International Papers

Hong Kong Phooey!

As many as 500,000 demonstrators marched through the streets of Hong Kong Tuesday in what the Hong Kong Standard described as “an outpouring of frustration and anger on a scale not seen since the Tiananmen Square protests of 1989.” The crowd, which was at least five times larger than organizers had expected, gathered on the sixth anniversary of Hong Kong’s handover from Britain to China to protest an anti-subversion law that is due to be enacted next week.

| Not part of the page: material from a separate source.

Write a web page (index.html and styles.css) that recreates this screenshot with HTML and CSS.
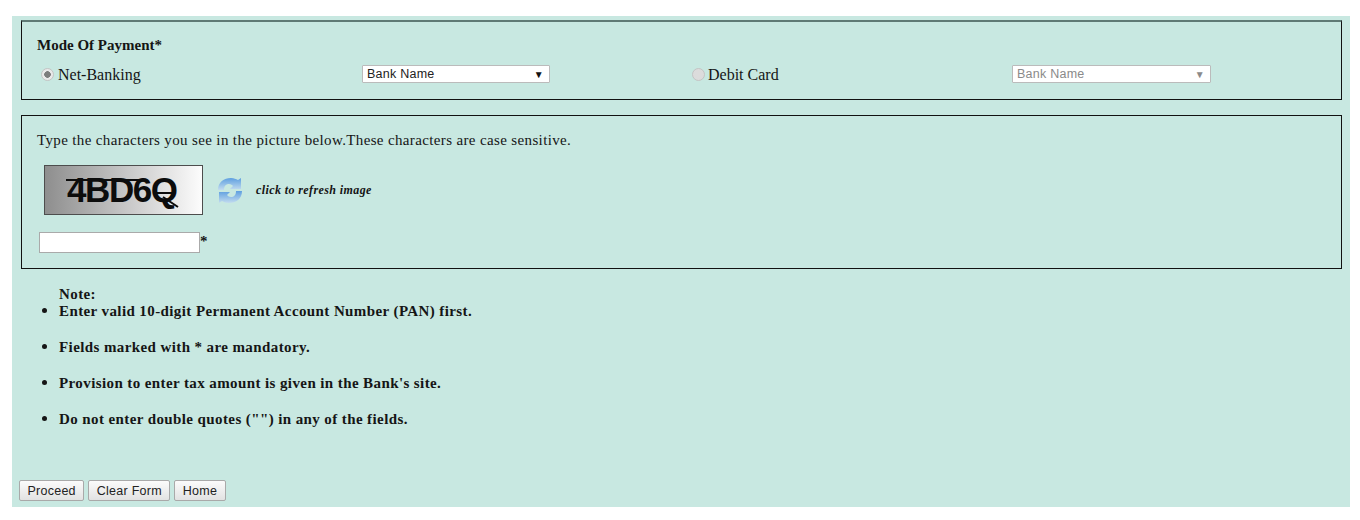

As the London Times explained, the legislation, known as Article 23 of the Basic Law, will give the Hong Kong government “the authority to outlaw local groups with ties to any organisation banned by the authorities on the [Chinese] mainland. It will also give police the power to conduct searches without a warrant and impose a ban on disclosing state secrets.” The Sydney Morning Herald added: “The meditation movement Falun Gong and Chinese pro-democracy advocates see Hong Kong’s days as a safe and free platform for expression coming to an end. Lawyers, journalists, corporate analysts, academics and filmmakers are also worried by the law’s prohibition of disclosure of Chinese ‘state secrets.’ ” The South China Morning Post concluded, “[W]hat drove Hong Kong people to come out yesterday was the lurking fear that the legislation could be merely the first shaving of their freedoms—that if they failed to make a stand yesterday, the rights and freedoms they now enjoy might be fettered in the future.” In answer to administration claims that several countries have enacted draconian security laws since 9/11, the SCMP noted that Hong Kong “does not have a truly democratic political system to guard against possible abuse of the law by an administration. The government is not returned by popular vote and does not have to account to the people for its stewardship.”

As several papers observed, Article 23 was not the only reason for the enormous turnout. In a piece published before the protest, the SCMP said the march would provide a “democratic safety valve” for a population that feels “alienated and frustrated” in the face of so many problems: “Unemployment, salary cuts, the destruction of people’s wealth through falling property prices, the slow response to the Sars outbreak and the government’s inability to live up to its professed standards of accountability will all contribute to the turnout. Underlying all the stated reasons for unhappiness will be the feeling that the government does not listen to the people.”

The Standard said the huge turnout was “a vote of no confidence” in Hong Kong’s chief executive, Tung Chee-hwa: “Six years since the handover of sovereignty, Tung has lost credibility in the eyes of the people of Hong Kong. … Since the handover, the people of Hong Kong have watched as their overall standard of living deteriorated in a city that Tung likes to refers to as ‘Asia’s World City,’ a ‘world city’ where unemployment is now at record levels. For many people of Hong Kong, the future is clouded in uncertainty.” The Financial Times reported that for Tung’s critics, “his determination to push through [Article 23] and its harsh provisions symbolises his subservience to Beijing and refusal to protect Hong Kong’s more open political culture.”

The Standard wasn’t down on all political leaders, though. Chinese Premier Wen Jinbao, who visited Hong Kong for the handover anniversary but left the territory before the protest kicked off, received a positive review: “He showed himself as a man of the people” when he broke from his official itinerary to visit a SARS-affected neighborhood, and “[h]e connected with ordinary men and women in Hong Kong in a way our current leadership cannot.”